In response to Mayor Adams’s letter calling for cuts to City Council grants to providers, the Council’s Women’s Caucus Co-Chairs Amanda Farías and Farah Louis, the daughter of Haitian and Bahamian immigrants, said: “At a time when access to abortion and reproductive health care are under attack, we cannot afford attempts to cut funding from the organizations that provide these essential services. 

“Women still make a fraction of the wages men receive, and we know the non-profit service providers that support women and families are the backbone of healthy and safe communities,” said Farías and Louis in a joint statement. 

“Community-based organizations are filling the gaps in critical services that the government is failing to provide for all New Yorkers. Any suggestion to strip vital resources from the Council’s women’s initiatives is insulting and dangerous, especially after we took action to provide access to abortion health care through this funding,” they added. 

“If we are serious about promoting maternal health care, protecting access to abortion and doula services, supporting survivors of domestic violence, and fostering leadership among young women, the city must honor its commitments to support service providers,” Farías and Louis continued. “Drastic and shortsighted cuts to committed investments will only harm and undermine our communities and their recovery, which we ardently oppose.”

The City Council’s Black, Latino and Asian Caucus (BLAC), which consists of 34 of the 51 members of the Council, said that, “for years, the New York City Council has provided grants to support non-profit service providers that serve as lifelines to communities of color. 

“The mayor’s request to slash these resources for communities by 50 percent is counterproductive, and would only harm the health and safety of Black and Brown New Yorkers,” said the Caucus in a statement. “This approach would not only further shortchange Black, Latino and Asian communities, but severely hemorrhage the capacity and capability of these organizations to provide adequate and meaningful services that our communities rely on. 

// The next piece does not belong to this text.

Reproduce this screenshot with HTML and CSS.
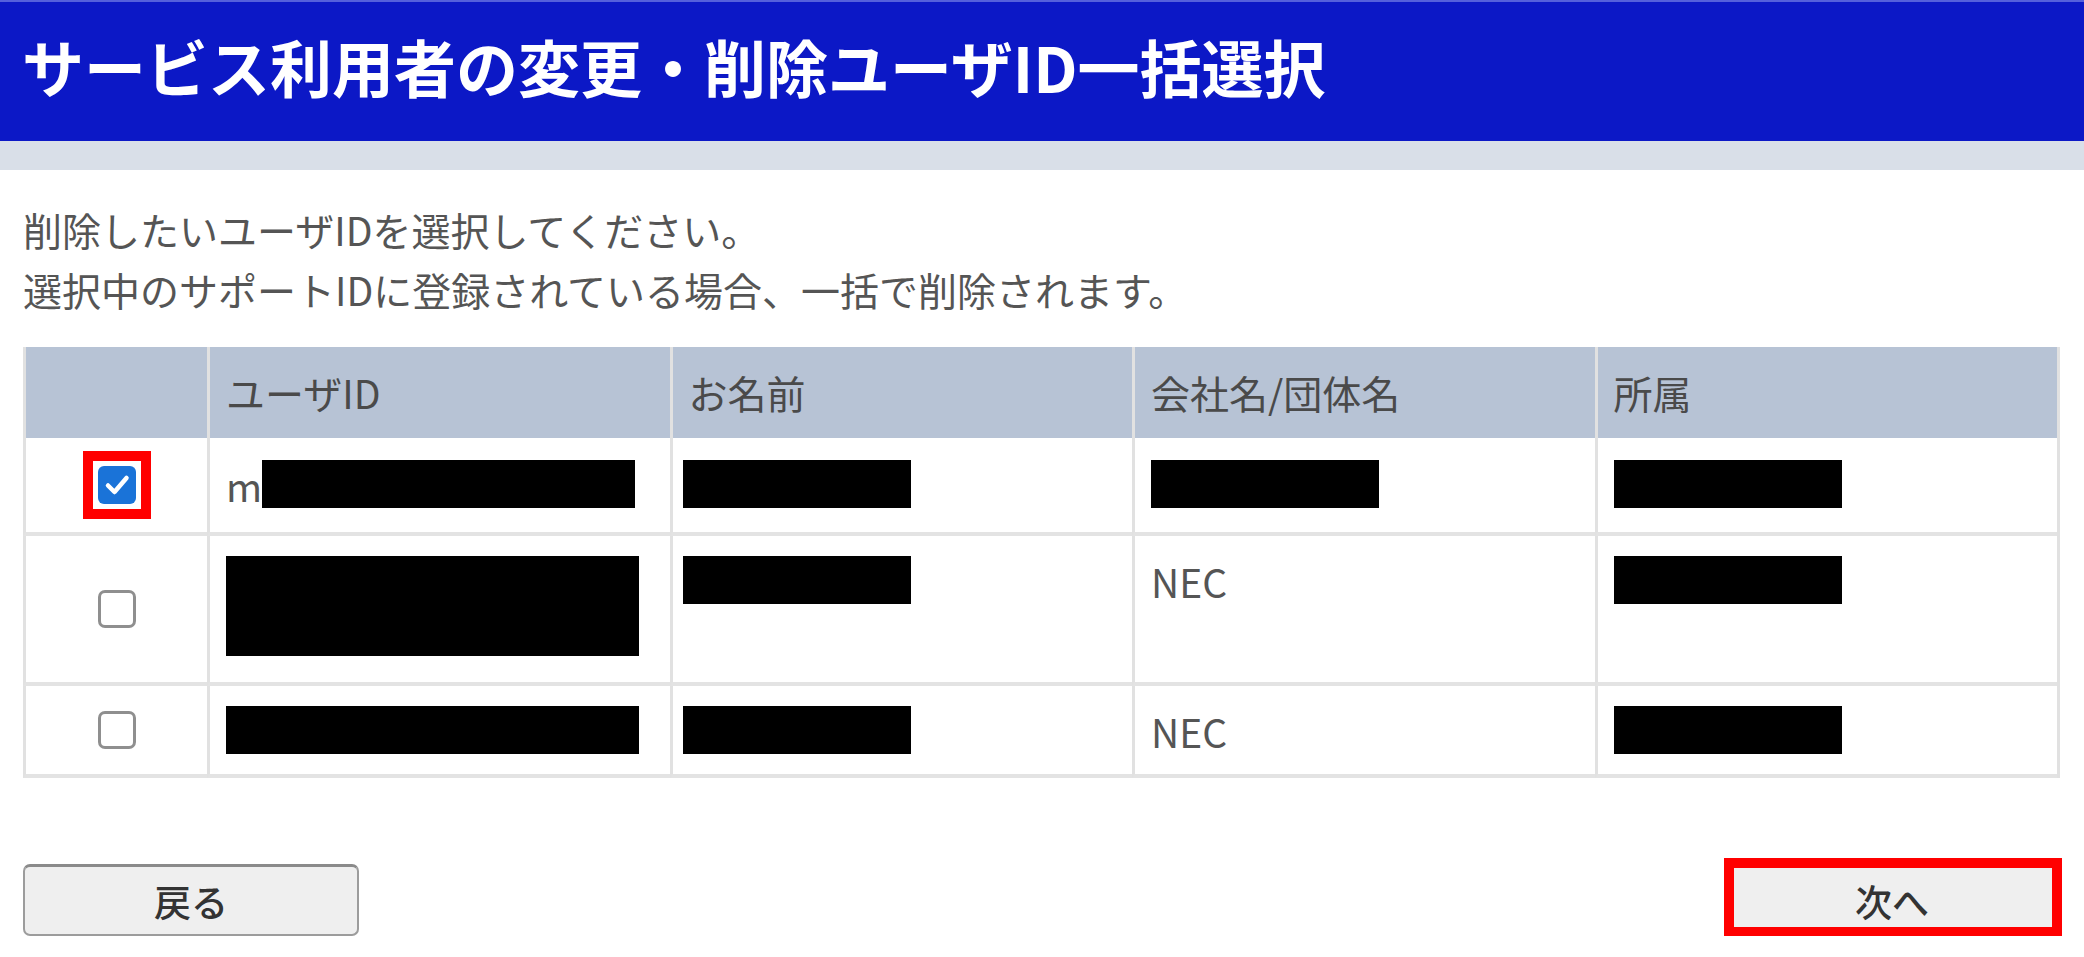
FILE: index.html
```html
<!DOCTYPE html>
<html lang="ja">
<head>
<meta charset="utf-8">
<title>サービス利用者の変更・削除ユーザID一括選択</title>
<link rel="stylesheet" href="styles.css">
</head>
<body>
<header class="title-bar">
  <h1 class="title">サービス利用者の変更・削除ユーザID一括選択</h1>
</header>
<div class="band"></div>
<main class="content">
  <div class="intro">
    <p>削除したいユーザIDを選択してください。</p>
    <p>選択中のサポートIDに登録されている場合、一括で削除されます。</p>
  </div>
  <table class="users">
    <colgroup>
      <col class="c-check">
      <col>
      <col>
      <col>
      <col>
    </colgroup>
    <thead>
      <tr>
        <th></th>
        <th>ユーザID</th>
        <th>お名前</th>
        <th>会社名/団体名</th>
        <th>所属</th>
      </tr>
    </thead>
    <tbody>
      <tr class="r1">
        <td class="check"><span class="mark"><span class="cb on"><svg viewBox="0 0 38 38" width="38" height="38"><path d="M10 19.5 L16.5 26 L28.5 12" fill="none" stroke="#fff" stroke-width="4.5" stroke-linecap="round" stroke-linejoin="round"/></svg></span></span></td>
        <td>m<span class="redact w373"></span></td>
        <td><span class="redact w228 nudge"></span></td>
        <td><span class="redact w228"></span></td>
        <td><span class="redact w228"></span></td>
      </tr>
      <tr class="r2">
        <td class="check"><span class="cb"></span></td>
        <td><span class="redact w413 tall"></span></td>
        <td><span class="redact w228 nudge"></span></td>
        <td>NEC</td>
        <td><span class="redact w228"></span></td>
      </tr>
      <tr class="r3">
        <td class="check"><span class="cb"></span></td>
        <td><span class="redact w413"></span></td>
        <td><span class="redact w228 nudge"></span></td>
        <td>NEC</td>
        <td><span class="redact w228"></span></td>
      </tr>
    </tbody>
  </table>
  <div class="actions">
    <div class="btn-wrap"><button class="btn" type="button">戻る</button></div>
    <div class="btn-wrap"><button class="btn" type="button">次へ</button><span class="highlight"></span></div>
  </div>
</main>
</body>
</html>
```
FILE: styles.css
```css
* { box-sizing: border-box; }

body {
  margin: 0;
  background: #fff;
  color: #555;
  font-family: "Noto Sans CJK JP", "Noto Sans", sans-serif;
}

.title-bar {
  height: 141px;
  background: #0c18c6;
  border-top: 2px solid #5560dc;
  display: flex;
  align-items: center;
  padding: 0 0 12px 22px;
}

.title {
  margin: 0;
  font-size: 62px;
  font-weight: 700;
  line-height: 1;
  color: #fff;
  white-space: nowrap;
}

.band {
  height: 29px;
  background: #d9dfe8;
}

.content {
  padding: 29px 24px 0 23px;
}

.intro p {
  margin: 0;
  font-size: 39px;
  line-height: 60px;
  color: #555;
}

.users {
  margin-top: 28px;
  width: 100%;
  table-layout: fixed;
  border-collapse: separate;
  border-spacing: 0;
  border-right: 3px solid #e1e1e1;
}

.c-check { width: 184px; }

.users th,
.users td {
  border-left: 3px solid #e1e1e1;
  font-size: 39px;
  line-height: 50px;
  text-align: left;
}

.users th {
  background: #b7c3d5;
  color: #4a4a4a;
  font-weight: 400;
  padding: 20px 16px 21px;
}

.users td {
  border-bottom: 4px solid #e3e3e3;
  vertical-align: top;
  padding: 20px 16px 18px;
  color: #555;
}

.users .r1 td { padding-top: 22px; padding-bottom: 22px; }
.users .r2 td { padding-top: 20px; padding-bottom: 26px; }
.users .r3 td { padding-top: 20px; padding-bottom: 18px; }

.users td.check {
  vertical-align: middle;
  text-align: center;
  padding: 0;
  line-height: 0;
}

.cb {
  display: inline-block;
  width: 38px;
  height: 38px;
  border: 3px solid #8f8f8f;
  border-radius: 7px;
  background: #fff;
  vertical-align: middle;
}

.cb.on {
  border: 0;
  background: #1a73d8;
  border-radius: 6px;
}

.cb svg { display: block; }

.mark {
  display: inline-block;
  border: 10px solid #f00;
  padding: 5px;
  line-height: 0;
  vertical-align: middle;
}

.redact {
  display: inline-block;
  vertical-align: top;
  height: 48px;
  background: #000;
}

.redact.tall { height: 100px; }
.redact.nudge { margin-left: -6px; }
.w228 { width: 228px; }
.w373 { width: 373px; }
.w413 { width: 413px; }

.actions {
  display: flex;
  justify-content: space-between;
  margin-top: 86px;
}

.btn-wrap {
  position: relative;
}

.btn {
  display: block;
  width: 336px;
  height: 72px;
  background: #efefef;
  border: 2px solid #9c9c9c;
  border-top: 3px solid #8a8a8a;
  border-radius: 7px;
  font-family: "Noto Sans CJK JP", "Noto Sans", sans-serif;
  font-size: 37px;
  font-weight: 500;
  color: #333;
  padding: 0;
}

.highlight {
  position: absolute;
  top: -6px;
  left: 0;
  right: -2px;
  bottom: -1px;
  border: 10px solid #f00;
  pointer-events: none;
}
```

“New Yorkers deserve an effective government that invests in them, not one that seeks to undermine community partners and services that are critical to them,” it added. “The New York City Council’s Black, Latino and Asian Caucus looks forward to continuing our work advocating, working and standing up for our most marginalized communities.”

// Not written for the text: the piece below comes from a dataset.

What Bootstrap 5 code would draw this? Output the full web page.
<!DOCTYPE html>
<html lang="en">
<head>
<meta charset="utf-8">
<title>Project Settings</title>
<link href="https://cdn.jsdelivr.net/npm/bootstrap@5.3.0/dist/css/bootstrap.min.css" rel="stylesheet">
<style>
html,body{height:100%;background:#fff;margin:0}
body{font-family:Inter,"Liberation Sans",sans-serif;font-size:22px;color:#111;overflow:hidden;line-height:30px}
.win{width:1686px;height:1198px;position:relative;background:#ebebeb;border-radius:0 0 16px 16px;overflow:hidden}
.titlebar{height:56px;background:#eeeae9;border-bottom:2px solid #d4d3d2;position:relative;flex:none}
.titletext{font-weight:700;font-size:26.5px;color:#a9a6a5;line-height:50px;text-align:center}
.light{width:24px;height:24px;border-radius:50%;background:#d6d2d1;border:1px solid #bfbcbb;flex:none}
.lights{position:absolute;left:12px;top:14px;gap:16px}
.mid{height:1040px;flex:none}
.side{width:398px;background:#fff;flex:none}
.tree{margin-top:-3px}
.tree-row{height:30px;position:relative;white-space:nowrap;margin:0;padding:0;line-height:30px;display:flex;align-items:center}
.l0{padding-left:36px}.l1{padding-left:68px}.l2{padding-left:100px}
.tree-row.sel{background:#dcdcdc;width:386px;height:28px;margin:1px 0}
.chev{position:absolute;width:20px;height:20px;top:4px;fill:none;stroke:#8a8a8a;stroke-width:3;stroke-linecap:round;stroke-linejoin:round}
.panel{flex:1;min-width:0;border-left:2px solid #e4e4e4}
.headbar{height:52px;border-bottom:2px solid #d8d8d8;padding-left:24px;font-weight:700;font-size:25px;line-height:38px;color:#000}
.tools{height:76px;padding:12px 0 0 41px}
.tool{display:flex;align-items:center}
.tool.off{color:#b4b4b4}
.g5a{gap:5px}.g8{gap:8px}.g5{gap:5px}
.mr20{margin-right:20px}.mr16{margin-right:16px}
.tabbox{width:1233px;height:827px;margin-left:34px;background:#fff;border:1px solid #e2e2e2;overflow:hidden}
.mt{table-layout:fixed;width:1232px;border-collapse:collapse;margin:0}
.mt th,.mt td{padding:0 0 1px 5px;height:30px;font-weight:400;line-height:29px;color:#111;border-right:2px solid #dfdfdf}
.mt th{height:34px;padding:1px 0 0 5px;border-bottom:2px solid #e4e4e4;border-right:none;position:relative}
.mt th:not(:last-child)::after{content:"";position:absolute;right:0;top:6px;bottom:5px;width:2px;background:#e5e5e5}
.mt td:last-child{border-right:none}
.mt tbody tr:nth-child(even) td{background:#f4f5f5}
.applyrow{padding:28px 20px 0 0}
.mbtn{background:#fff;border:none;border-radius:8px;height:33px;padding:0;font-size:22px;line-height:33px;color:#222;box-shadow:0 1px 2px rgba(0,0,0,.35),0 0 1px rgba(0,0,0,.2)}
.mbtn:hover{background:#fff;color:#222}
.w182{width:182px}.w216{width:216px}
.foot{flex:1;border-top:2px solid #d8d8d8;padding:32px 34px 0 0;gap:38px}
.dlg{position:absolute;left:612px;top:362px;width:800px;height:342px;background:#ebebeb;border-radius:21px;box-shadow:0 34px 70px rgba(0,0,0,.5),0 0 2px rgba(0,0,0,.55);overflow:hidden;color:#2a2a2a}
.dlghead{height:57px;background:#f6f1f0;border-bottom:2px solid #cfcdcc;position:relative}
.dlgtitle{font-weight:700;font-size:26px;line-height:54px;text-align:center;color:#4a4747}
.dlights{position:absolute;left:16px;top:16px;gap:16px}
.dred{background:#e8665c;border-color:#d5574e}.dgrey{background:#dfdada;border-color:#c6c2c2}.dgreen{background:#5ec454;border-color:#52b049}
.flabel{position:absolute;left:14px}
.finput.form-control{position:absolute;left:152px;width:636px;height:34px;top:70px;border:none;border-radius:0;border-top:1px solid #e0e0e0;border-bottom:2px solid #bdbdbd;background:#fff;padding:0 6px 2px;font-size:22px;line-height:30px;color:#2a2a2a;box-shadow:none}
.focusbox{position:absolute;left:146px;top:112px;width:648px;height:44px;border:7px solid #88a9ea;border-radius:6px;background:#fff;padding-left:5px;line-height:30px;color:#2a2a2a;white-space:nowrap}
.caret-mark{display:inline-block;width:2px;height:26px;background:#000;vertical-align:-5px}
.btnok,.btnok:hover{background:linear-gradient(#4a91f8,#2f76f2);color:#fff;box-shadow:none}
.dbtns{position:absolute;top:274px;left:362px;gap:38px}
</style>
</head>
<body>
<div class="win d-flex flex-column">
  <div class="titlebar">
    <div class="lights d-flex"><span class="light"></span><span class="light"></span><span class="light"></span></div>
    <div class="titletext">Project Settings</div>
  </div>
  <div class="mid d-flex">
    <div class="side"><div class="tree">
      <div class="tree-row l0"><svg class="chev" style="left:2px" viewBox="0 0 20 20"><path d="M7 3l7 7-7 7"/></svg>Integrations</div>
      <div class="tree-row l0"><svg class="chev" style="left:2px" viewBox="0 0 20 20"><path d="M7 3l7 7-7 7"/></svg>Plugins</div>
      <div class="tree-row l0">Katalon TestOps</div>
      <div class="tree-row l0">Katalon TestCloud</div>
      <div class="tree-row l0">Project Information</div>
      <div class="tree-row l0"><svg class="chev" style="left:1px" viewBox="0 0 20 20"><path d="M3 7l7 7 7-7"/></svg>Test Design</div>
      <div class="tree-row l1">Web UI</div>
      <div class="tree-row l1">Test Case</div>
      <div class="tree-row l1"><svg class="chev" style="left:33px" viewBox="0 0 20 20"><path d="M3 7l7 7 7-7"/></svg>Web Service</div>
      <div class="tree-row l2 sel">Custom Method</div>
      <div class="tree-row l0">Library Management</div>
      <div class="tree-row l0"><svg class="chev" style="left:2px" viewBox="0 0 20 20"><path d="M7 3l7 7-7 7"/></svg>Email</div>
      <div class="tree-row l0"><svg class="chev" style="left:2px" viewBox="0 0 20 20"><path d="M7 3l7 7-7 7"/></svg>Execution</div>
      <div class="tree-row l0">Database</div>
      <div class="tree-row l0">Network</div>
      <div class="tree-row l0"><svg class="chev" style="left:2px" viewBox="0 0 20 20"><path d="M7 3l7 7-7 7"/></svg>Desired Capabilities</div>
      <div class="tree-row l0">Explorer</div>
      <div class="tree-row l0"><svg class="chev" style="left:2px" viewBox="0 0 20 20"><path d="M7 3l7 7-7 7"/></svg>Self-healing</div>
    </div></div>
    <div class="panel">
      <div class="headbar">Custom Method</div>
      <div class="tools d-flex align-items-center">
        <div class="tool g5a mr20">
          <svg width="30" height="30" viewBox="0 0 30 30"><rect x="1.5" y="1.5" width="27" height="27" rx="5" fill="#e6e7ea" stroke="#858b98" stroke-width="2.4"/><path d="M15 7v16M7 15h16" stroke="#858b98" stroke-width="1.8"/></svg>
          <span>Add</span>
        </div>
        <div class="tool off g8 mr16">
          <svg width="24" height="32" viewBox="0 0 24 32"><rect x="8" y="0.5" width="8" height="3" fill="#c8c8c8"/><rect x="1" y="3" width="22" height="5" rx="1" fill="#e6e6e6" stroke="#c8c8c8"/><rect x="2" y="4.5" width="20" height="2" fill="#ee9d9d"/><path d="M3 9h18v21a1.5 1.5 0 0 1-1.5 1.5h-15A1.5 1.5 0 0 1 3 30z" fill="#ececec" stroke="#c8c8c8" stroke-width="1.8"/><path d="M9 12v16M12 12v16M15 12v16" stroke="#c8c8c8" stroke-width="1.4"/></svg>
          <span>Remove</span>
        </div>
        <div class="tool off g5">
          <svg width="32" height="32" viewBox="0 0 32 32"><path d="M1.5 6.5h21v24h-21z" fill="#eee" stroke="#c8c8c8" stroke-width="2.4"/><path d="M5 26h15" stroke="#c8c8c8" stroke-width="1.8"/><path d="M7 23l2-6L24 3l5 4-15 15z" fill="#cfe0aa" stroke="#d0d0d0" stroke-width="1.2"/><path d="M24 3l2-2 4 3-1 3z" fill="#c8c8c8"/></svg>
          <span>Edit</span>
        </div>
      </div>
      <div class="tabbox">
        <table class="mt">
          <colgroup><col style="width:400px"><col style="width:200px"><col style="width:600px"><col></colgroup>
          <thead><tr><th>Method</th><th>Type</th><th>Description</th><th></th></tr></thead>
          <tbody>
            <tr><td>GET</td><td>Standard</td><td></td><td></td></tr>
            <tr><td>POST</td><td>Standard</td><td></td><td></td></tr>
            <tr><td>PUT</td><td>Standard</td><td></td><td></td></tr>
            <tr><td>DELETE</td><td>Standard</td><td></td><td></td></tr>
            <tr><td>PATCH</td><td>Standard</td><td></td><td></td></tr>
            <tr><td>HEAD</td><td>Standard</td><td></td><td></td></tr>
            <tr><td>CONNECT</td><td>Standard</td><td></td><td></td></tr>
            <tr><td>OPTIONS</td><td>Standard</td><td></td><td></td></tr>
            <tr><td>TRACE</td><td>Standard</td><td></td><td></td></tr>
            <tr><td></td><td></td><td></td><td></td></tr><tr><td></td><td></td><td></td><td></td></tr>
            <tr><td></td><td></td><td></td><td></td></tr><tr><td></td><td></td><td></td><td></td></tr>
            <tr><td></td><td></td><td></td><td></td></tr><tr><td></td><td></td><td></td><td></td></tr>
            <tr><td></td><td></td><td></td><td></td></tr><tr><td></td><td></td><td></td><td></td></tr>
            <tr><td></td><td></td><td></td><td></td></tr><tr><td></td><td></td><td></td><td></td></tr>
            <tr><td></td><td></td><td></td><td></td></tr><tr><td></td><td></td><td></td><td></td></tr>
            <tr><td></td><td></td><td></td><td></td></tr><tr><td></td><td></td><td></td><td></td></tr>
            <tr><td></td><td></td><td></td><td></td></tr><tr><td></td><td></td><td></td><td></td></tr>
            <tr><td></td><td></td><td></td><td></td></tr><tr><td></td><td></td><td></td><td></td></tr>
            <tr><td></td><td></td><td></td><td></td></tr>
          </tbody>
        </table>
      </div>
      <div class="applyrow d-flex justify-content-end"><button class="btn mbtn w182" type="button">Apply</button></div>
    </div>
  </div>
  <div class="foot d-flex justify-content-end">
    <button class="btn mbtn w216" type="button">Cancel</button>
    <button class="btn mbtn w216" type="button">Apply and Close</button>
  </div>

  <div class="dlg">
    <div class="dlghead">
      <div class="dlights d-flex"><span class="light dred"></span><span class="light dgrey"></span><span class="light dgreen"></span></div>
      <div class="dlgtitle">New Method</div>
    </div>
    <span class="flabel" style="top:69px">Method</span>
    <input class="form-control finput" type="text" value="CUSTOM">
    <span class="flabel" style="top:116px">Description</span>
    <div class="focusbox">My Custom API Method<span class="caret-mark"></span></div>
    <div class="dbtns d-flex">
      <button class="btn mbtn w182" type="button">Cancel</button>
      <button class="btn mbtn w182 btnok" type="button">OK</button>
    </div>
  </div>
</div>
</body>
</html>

The City Council’s Lesbian, Gay, Bi-sexual, Transgender, Queer, Intersex, Asexual (LGBTQIA+) Caucus’s Co-Chairs Tiffany Cabán and Crystal Hudson, the granddaughter of Jamaican immigrants, noted that the Council’s historic funding for non-profit service providers in the LGBTQIA+ community has “ensured support for mental health services, programs for runaway homeless youth, and services specifically for transgender New Yorkers. 

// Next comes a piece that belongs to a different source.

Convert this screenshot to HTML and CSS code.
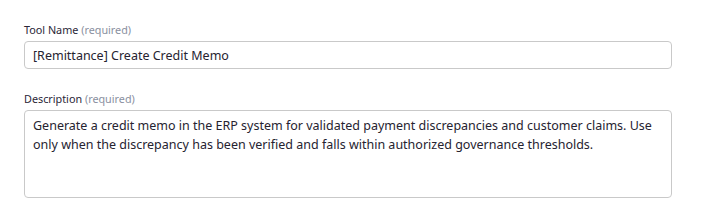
FILE: index.html
```html
<!DOCTYPE html>
<html lang="en">
  <head>
    <meta charset="UTF-8" />
    <meta name="viewport" content="width=device-width, initial-scale=1.0" />
    <title>Tool Settings</title>
    <link rel="stylesheet" href="styles.css">
  </head>
  <body>
    <form class="tool-form">
      <!-- Nombre de la herramienta -->
      <div class="field">
        <label class="field-label" for="tool-name">Tool Name <span class="required">(required)</span></label>
        <input id="tool-name" class="field-input" type="text" value="[Remittance] Create Credit Memo" />
      </div>

      <!-- Descripción -->
      <div class="field">
        <label class="field-label" for="tool-desc">Description <span class="required">(required)</span></label>
        <textarea id="tool-desc" class="field-textarea">Generate a credit memo in the ERP system for validated payment discrepancies and customer claims. Use only when the discrepancy has been verified and falls within authorized governance thresholds.</textarea>
      </div>
    </form>
  </body>
</html>
```

FILE: styles.css
```css
body {
  margin: 0;
  background-color: #ffffff;
  font-family: "Noto Sans", "Open Sans", sans-serif;
}

.tool-form {
  display: flex;
  flex-direction: column;
  gap: 22px;
  width: 648px;
  padding: 22px 0 0 24px;
}

.field {
  display: flex;
  flex-direction: column;
  gap: 4px;
}

.field-label {
  font-size: 10.8px;
  line-height: 15px;
  color: #2b2637;
}

.required {
  color: #8a90a0;
}

.field-input,
.field-textarea {
  box-sizing: border-box;
  width: 100%;
  border: 1px solid #c9c9c9;
  border-radius: 4px;
  font-family: "Noto Sans", "Open Sans", sans-serif;
  font-size: 12.5px;
  color: #262330;
  background-color: #ffffff;
  margin: 0;
}

.field-input {
  height: 28px;
  padding: 0 8px;
}

.field-textarea {
  height: 88px;
  padding: 6px 8px;
  line-height: 18.5px;
  resize: none;
  overflow: hidden;
}
```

“We have fought to strengthen this support through budget initiatives, like Pride at Work, to help more New Yorkers access union jobs,” they said in a statement. “At a time when the LGBTQIA+ community is facing more homophobic and transphobic attacks, insufficient access to services, and the lack of basic safety, the city should not be seeking to gut the organizations our communities rely upon. 

“The administration’s decision to target community-based organizations for draconian cuts is dangerous and cruel,” Cabán and Hudson added. “The LGBTQIA+ Caucus will not allow this mayor to shortchange our communities, and we will not waiver from our commitment to their health and safety.”

The People’s Plan, an alliance of dozens of advocacy organizations and community groups, said the proposed budget modification sent on Wednesday by Mayor Adams to the City Council for charter-mandated approval, “contains a series of severe cuts to agencies already in staffing crises, and greatly reduces budgets for public libraries and CUNY while leaving the NYPD budget nearly untouched. 

The Plan said the fiscal need for the pegs contained in the modification is “called into question” by the Independent Budget Office’s recent estimate of a $2.2 billion dollar surplus for FY23.  

“After cutting half a billion dollars from our public schools in June, Mayor Adams is now aiming to gut CUNY, shutter public libraries, and strip critical workforce capacity from agencies that provide health, housing and social services to millions of New Yorkers,” said Zara Nasir, coordinator of The People’s Plan. 

“With this proposed modification the mayor is holding hostage needed council-created programs – like taxi medallion relief, the abortion access fund and migrant support initiatives – until the council signs off on his reckless austerity crusade,” he added. “We applaud the council members who are standing up against Mayor Adams latest austerity budget.” 

“Mayor Eric Adams’s modified budget takes a hatchet to public education, libraries, parks, and other critical public resources that working families depend on,” said Sochie Nnaemeka, Director of the New York Working Families Party. “The devastating cuts to mental health and homeless services fly in the face of Adams’s supposed commitment to providing care to the unhoused and those with mental health issues. We join our elected and community allies in raising deep alarm with the impacts of these cuts and calling for investments that protect and strengthen working families.”

According to City & State New York, the Adams administration has been “under pressure to find savings as it stares down budget gaps of billions of dollars in the coming years.”

A statement from the Office of the Mayor of the City of New York said that savings reflected in this November Financial Plan reduce the next fiscal year’s budget deficit by more than $1 billion, bringing it down to a manageable $2.9 billion. 

The two following years’ budget gaps stand at $4.6 billion and $5.9 billion, City & State reported.

“The city faces significant economic headwinds that pose real threats to our fiscal stability, including growing pension contributions, expiring labor contracts, and rising health care expenses,” Adams said in a statement. “And we are taking decisive actions in the administration’s first November Financial Plan to meet those challenges.”